Why you could get stuck on the South Road.

“I went up to Ceduna after that and spray rendered houses for three months. Then I ran into a mate who offered me a weekly run to Perth. One day I'm coming down Greenmount Hill going to Perth in an F88 Volvo. I'm just feathering the brakes when something goes 'Bang!' and the pedal goes straight to the floor. I'm off, I'm gone. No Jake brakes in those days. I had a mate in the cab with me and he's yelling, "We're gone, we're gone! What we do?"

“I said, 'Jump!' So he jumps out and I'm hanging on for dear life. About halfway down there's a left-hander and you've got houses there. There was a house with a cutaway drive in it and a tree out front. This is about 9am, so the traffic is pretty heavy. I decided I was going to hit that tree dead centre and take myself out. So I've got the tree lined up dead centre and I'm coming at it. I don't know if it was because I was so tired after a long drive that I imagined there were two kids in front of the tree, but I swerved at the last second. As I did, one side of the truck has lifted off the ground. I've gone bang, into the side of this cutaway driveway, then up out of that and I'm heading straight towards the side of this house. There's this big thick edge and you wouldn't believe it, the truck hit it and that's how it stopped. The trailer dug into the cutaway and that slowed me up one hell of a lot. The hedge did the rest. There I am staring at the sky.

“I'm sitting there looking at the clouds thinking, 'That's fine. I'm alive.' I get out of the truck and walk around the back and there's my mate running down the road. "Are you all right?" he yells, and with that he collapses in a heap. When he jumped out of the truck he shattered his ankle.

“So they bring a tow truck. That's fine but it's only a small tow truck and it couldn't hold the weight. We're slowly getting it out, backing up the hill. Meanwhile the cops have arrived and are directing traffic. The silly buggers are letting cars through. We're nearly done when the cable breaks and I'm off down the road again. There's a bloke in a brand-new F100 ute and I'm coming straight at him. I'm thinking, 'This blokes gone!' I don't know how I did it but I got around him, then bang, crash, bang – and I'm back in the hedge again. Sky!

“I'll never forget there was this goat, short tethered. Well, the second time I got out of the truck he's nearly choked himself. I reckon he was saying, "Get me away from this bugger! This monster keeps coming at me!"

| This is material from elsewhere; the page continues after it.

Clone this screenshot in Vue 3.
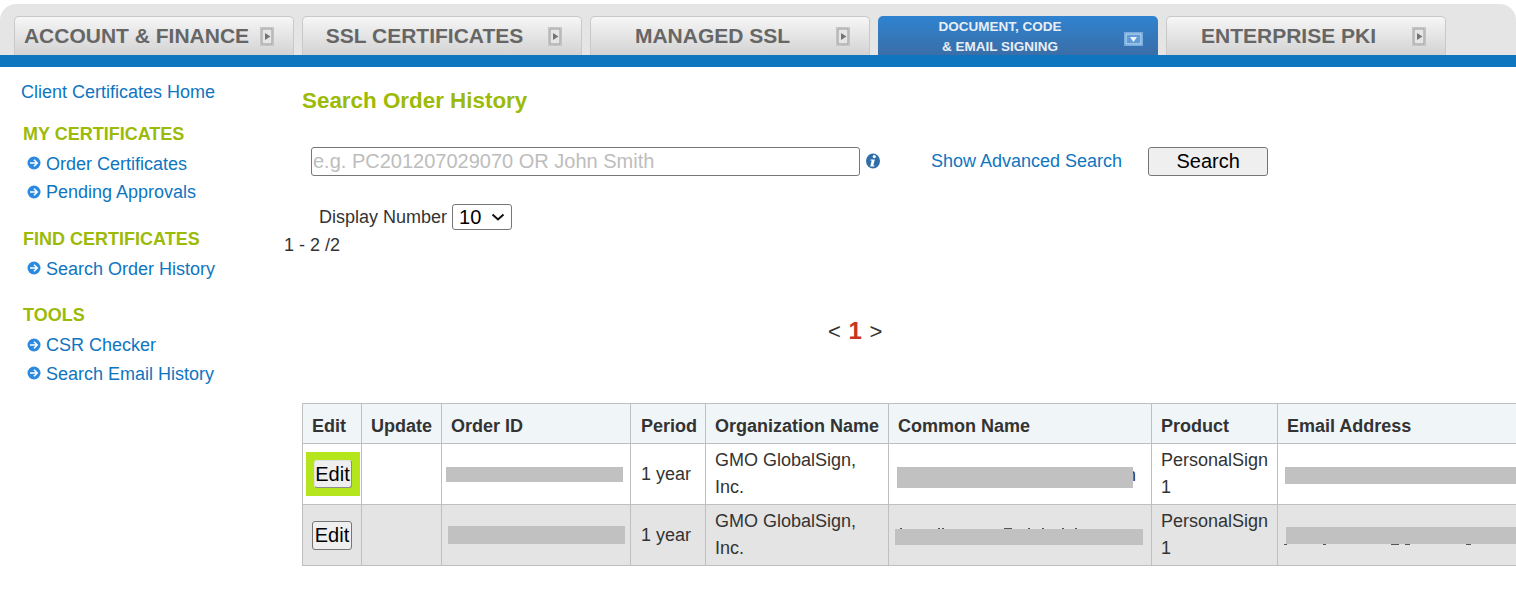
<script setup>
const tabs = [
  { label: 'ACCOUNT & FINANCE' },
  { label: 'SSL CERTIFICATES' },
  { label: 'MANAGED SSL' },
  { lines: ['DOCUMENT, CODE', '& EMAIL SIGNING'], active: true },
  { label: 'ENTERPRISE PKI' }
]
const groups = [
  { title: 'MY CERTIFICATES', links: ['Order Certificates', 'Pending Approvals'] },
  { title: 'FIND CERTIFICATES', links: ['Search Order History'] },
  { title: 'TOOLS', links: ['CSR Checker', 'Search Email History'] }
]
const nameMarks = [
  { x: 11, w: 2 }, { x: 49, w: 2 }, { x: 53, w: 2 }, { x: 115, w: 8 },
  { x: 139, w: 2 }, { x: 153, w: 2 }, { x: 173, w: 2 }, { x: 186, w: 2 }
]
const mailMarks = [
  { x: 6, w: 3 }, { x: 45, w: 3 }, { x: 113, w: 8 }, { x: 127, w: 5 }, { x: 188, w: 5 }
]
</script>

<template>
  <div class="page">
    <header class="head">
      <nav class="tabs">
        <div v-for="t in tabs" :key="t.label || 'doc'" class="tab" :class="{ active: t.active }">
          <span v-if="t.label" class="tab-label">{{ t.label }}</span>
          <span v-else class="tab-lines"><span v-for="l in t.lines" :key="l">{{ l }}</span></span>
          <svg v-if="!t.active" class="tab-icon" width="14" height="19" viewBox="0 0 14 19">
            <rect x="0.5" y="0.5" width="13" height="18" fill="#d8d8d8" stroke="#c4c4c4" />
            <rect x="2" y="2" width="10" height="15" fill="#e6e6e6" stroke="#9a9a9a" />
            <path d="M5 6l5.5 3.5L5 13z" fill="#757575" />
          </svg>
          <svg v-else class="tab-icon down" width="19" height="14" viewBox="0 0 19 14">
            <rect x="0.5" y="0.5" width="18" height="13" fill="#4a8ccb" stroke="#79aee0" />
            <rect x="2" y="2" width="15" height="10" fill="#5f9bd6" stroke="#d4e6f7" />
            <path d="M6 5h7l-3.5 5z" fill="#eef5fc" />
          </svg>
        </div>
      </nav>
      <div class="rule"></div>
    </header>

    <div class="body">
      <aside class="side">
        <a class="home">Client Certificates Home</a>
        <section v-for="g in groups" :key="g.title" class="group">
          <h3>{{ g.title }}</h3>
          <a v-for="l in g.links" :key="l" class="link">
            <svg width="14" height="14" viewBox="0 0 14 14">
              <circle cx="7" cy="7" r="6.5" fill="#2a8ae0" />
              <path d="M3 7h7M7 3.8L10.2 7 7 10.2" fill="none" stroke="#fff" stroke-width="1.6" />
            </svg>
            {{ l }}
          </a>
        </section>
      </aside>

      <main class="main">
        <h2>Search Order History</h2>
        <div class="search">
          <input class="q" placeholder="e.g. PC201207029070 OR John Smith" />
          <svg class="info" width="14" height="16" viewBox="0 0 14 16">
            <ellipse cx="7" cy="8" rx="7" ry="7.6" fill="#2f6ea8" />
            <circle cx="8.3" cy="3.6" r="1.6" fill="#fff" />
            <path d="M4.6 6.4h4.2l-1.5 6h1.3l-.3 1.2H4.2l1.5-6H4.3z" fill="#fff" />
          </svg>
          <a class="adv">Show Advanced Search</a>
          <button class="go">Search</button>
        </div>
        <div class="display">
          <label>Display Number</label>
          <select class="num"><option>10</option></select>
        </div>
        <div class="count">1 - 2 /2</div>
        <div class="pager">&lt; <b>1</b> &gt;</div>

        <table class="grid">
          <colgroup>
            <col class="w1" /><col class="w2" /><col class="w3" /><col class="w4" />
            <col class="w5" /><col class="w6" /><col class="w7" /><col class="w8" />
          </colgroup>
          <thead>
            <tr>
              <th>Edit</th><th>Update</th><th>Order ID</th><th>Period</th>
              <th>Organization Name</th><th>Common Name</th><th>Product</th><th>Email Address</th>
            </tr>
          </thead>
          <tbody>
            <tr>
              <td class="c"><span class="flash"><button class="edit">Edit</button></span></td>
              <td></td>
              <td class="red"><i class="bar b1"></i></td>
              <td>1 year</td>
              <td>GMO GlobalSign,<br />Inc.</td>
              <td class="red"><span class="tail">n</span><i class="bar b2"></i></td>
              <td>PersonalSign<br />1</td>
              <td class="red"><i class="bar b3"></i></td>
            </tr>
            <tr class="alt">
              <td class="c"><button class="edit">Edit</button></td>
              <td></td>
              <td class="red"><i class="bar b4"></i></td>
              <td>1 year</td>
              <td>GMO GlobalSign,<br />Inc.</td>
              <td class="red">
                <i v-for="m in nameMarks" :key="m.x" class="mark top" :style="{ left: m.x + 'px', width: m.w + 'px' }"></i>
                <i class="bar b5"></i>
              </td>
              <td>PersonalSign<br />1</td>
              <td class="red">
                <i v-for="m in mailMarks" :key="m.x" class="mark low" :style="{ left: m.x + 'px', width: m.w + 'px' }"></i>
                <i class="bar b6"></i>
              </td>
            </tr>
          </tbody>
        </table>
      </main>
    </div>
  </div>
</template>

<style>
html, body { margin: 0; overflow: hidden; background: #fff; }
</style>

<style scoped>
.page { width: 1516px; height: 604px; overflow: hidden; font-family: "Liberation Sans", Arial, sans-serif; font-size: 18px; color: #333; }
.head { padding-top: 4px; }
.tabs { height: 51px; box-sizing: border-box; padding: 12px 0 0 14px; display: flex; gap: 8px; background: #e5e5e5; border-radius: 16px 16px 0 0; }
.tab { width: 280px; height: 39px; box-sizing: border-box; border: 1px solid #c9c9c9; border-bottom: 0; border-radius: 5px 5px 0 0; background: linear-gradient(#f6f6f6, #d3d3d3); display: flex; align-items: center; position: relative; color: #666; font-weight: 700; font-size: 21px; }
.tab-label { flex: 1; text-align: center; padding-right: 35px; white-space: nowrap; }
.tab-icon { position: absolute; right: 19px; top: 10px; }
.tab.active { background: linear-gradient(#2f83d0, #3a6ea8); border: 0; color: #e8eef5; }
.tab-lines { flex: 1; display: flex; flex-direction: column; align-items: center; font-size: 13.5px; line-height: 20px; padding-right: 36px; padding-top: 2px; }
.tab-icon.down { right: 15px; top: 16px; }
.rule { height: 12px; background: #0f75bf; }

.body { display: flex; }
.side { width: 302px; flex: none; box-sizing: border-box; padding: 14px 0 0 21px; }
.home { display: block; font-size: 18px; line-height: 22px; color: #0f75bf; }
.group { margin-top: 20px; }
.group + .group { margin-top: 21px; }
.group:last-child { margin-top: 20px; }
.group h3 { margin: 0 0 5px 2px; font-size: 18px; line-height: 22px; color: #9cba08; font-weight: 700; }
.group:last-child h3 { margin-bottom: 6px; }
.link { display: flex; align-items: center; gap: 5px; height: 28.5px; margin-left: 6px; font-size: 18px; color: #0f75bf; }
.link svg { margin-top: -2px; }
.main { flex: 1; min-width: 0; position: relative; }
h2 { margin: 21px 0 0; font-size: 22.4px; line-height: 26px; color: #9cba08; font-weight: 700; }
.search { display: flex; align-items: center; margin: 32px 0 0 9px; height: 30px; }
.q { width: 549px; height: 29px; box-sizing: border-box; border: 1px solid #767676; border-radius: 3px; padding: 0 1px; font: 20px "Liberation Sans", Arial, sans-serif; outline: none; }
.q::placeholder { color: #bdbdbd; }
.info { margin-left: 6px; }
.adv { margin-left: 51px; color: #0f75bf; font-size: 18px; }
.go { margin-left: 26px; width: 120px; height: 29px; box-sizing: border-box; border: 1px solid #767676; border-radius: 3px; background: #efefef; font: 20px "Liberation Sans", Arial, sans-serif; color: #000; padding: 0; }
.display { display: flex; align-items: center; gap: 5px; margin: 28px 0 0 17px; height: 26px; color: #333; }
.num { width: 60px; height: 26px; box-sizing: border-box; padding: 0 0 0 6px; appearance: none; font: 20px "Liberation Sans", Arial, sans-serif; color: #000; border: 1px solid #767676; border-radius: 3px; background: #fff url("data:image/svg+xml,%3Csvg xmlns='http://www.w3.org/2000/svg' width='14' height='8'%3E%3Cpath d='M1.5 1.5L7 6.5l5.5-5' fill='none' stroke='%23111' stroke-width='2'/%3E%3C/svg%3E") no-repeat right 6px center; }
.count { margin: 4px 0 0 -18px; line-height: 22px; }
.pager { margin: 62px 0 0; padding-left: 526px; font-size: 22px; line-height: 26px; color: #333; }
.pager b { color: #c8351f; font-size: 24px; margin: 0 1.5px; }
.grid { margin-top: 58px; width: 1214px; table-layout: fixed; border-collapse: collapse; font-size: 18px; }
.w1 { width: 59px; } .w2 { width: 80px; } .w3 { width: 189px; } .w4 { width: 75px; }
.w5 { width: 183px; } .w6 { width: 263px; } .w7 { width: 126px; } .w8 { width: 239px; }
.grid th, .grid td { border: 1px solid #bfbfbf; padding: 0 9px; text-align: left; }
.grid th { height: 33px; padding-top: 6px; background: #f0f5f8; color: #333; white-space: nowrap; }
.grid td { height: 60px; line-height: 27px; position: relative; }
.grid th:nth-child(4), .grid td:nth-child(4) { padding-left: 10px; }
.grid td.c { padding: 0; text-align: center; }
.alt td { background: #e4e4e4; }
.edit { width: 40px; height: 29px; box-sizing: border-box; border: 1px solid #767676; border-radius: 3px; background: #efefef; color: #000; font: 20px "Liberation Sans", Arial, sans-serif; padding: 0; vertical-align: middle; }
.flash { display: inline-flex; align-items: center; justify-content: center; width: 54px; height: 44px; margin-left: 1px; background: #b5e61d; vertical-align: middle; }
.flash .edit { width: 38px; height: 28px; border-color: #e2e2e2 #8c8c8c #8c8c8c #e2e2e2; }
.tail { position: absolute; left: 237px; top: 18px; }
.bar { position: absolute; display: block; background: #c1c1c1; }
.mark { position: absolute; display: block; height: 1px; background: #555; }
.mark.top { top: 23px; }
.mark.low { top: 39px; }
.b1 { left: 4px; top: 23px; width: 177px; height: 15px; }
.b2 { left: 8px; top: 23px; width: 236px; height: 21px; }
.b3 { left: 7px; top: 23px; width: 240px; height: 17px; }
.b4 { left: 6px; top: 21px; width: 177px; height: 18px; }
.b5 { left: 6px; top: 24px; width: 248px; height: 16px; }
.b6 { left: 8px; top: 22px; width: 240px; height: 17px; }
</style>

“At some stage a copper, white as a ghost, comes up to me and asks if I'm all right? 'Yeah, as good as gold.' He says are you sure? 'Yeah, no worries.' He said, "I've been to a lot of truck accidents mate, and you're the coolest and calmest I've ever come across." I said, 'It hasn't hit home yet, pal!'

Mates from Cold Storage days – Paul Witte, Des White, Muzza Peel and Pete.

“I called it quits going across the Nullarbor one night after travelling 90 miles that I couldn't remember. That's one hell of a blackout in a truck doing 100 km an hour! I decided to stick to Melbourne and local work.

“In '77 I bought an F8000 and the turntable had a fair bit of slack in it. At short notice I was asked to pick up some 30 foot lengths of angle iron – about 16 tonnes. I only had one chain which worried me a bit but I wasn't going very far. I'm puttering along doing maybe 30 miles an hour and I notice there's a cop car behind me. I'm hoping to get through the lights ahead but of course they change at the last minute and with the cops behind me I figure I'd better hit the brakes. The next thing, my belly button is touching my vertebrae. Two lengths of steel whizzed by me and about 13 feet past the bonnet. Another two went through the back of the cab and into the back of the seat which put me into the steering wheel. I look over and there's the copper standing there as white as a ghost – he expected to see my guts hanging off the end of the steel. Another foot and I would have been cut in half! That copper was so glad to see me alive that he didn't book me.

“Currently I have five trucks and trailers. Some have been idle but I won't work cheap. I'd rather let them sit there and rust. They cost me rego and insurance but I own them. B-doubles? I could have all the trucks going flat out on B-double work but you're carting 14 tons for shit. I won't do it. Most companies seem to treat their drivers pretty well but everywhere you go it's rob the subbie. Way back in the early 70s Frigmobile had the best payment scheme for subbies – 10% of the gross pulling their trailers. It was a good system and I reckon that's how they should work all loads – everybody was making a quid, ETA's were spot-on, freight was looked after.”

“Now I'm 65 and thinking about winding down. I'll always keep one truck. I know of a fwd ute for sale – 9800 km on the clock, bull bar, canopy, the works. It's nearly time to hook up the van and head off into the sunset. Maybe we'll work our way around and I might even do a spot driving here and there. But then again, maybe not.”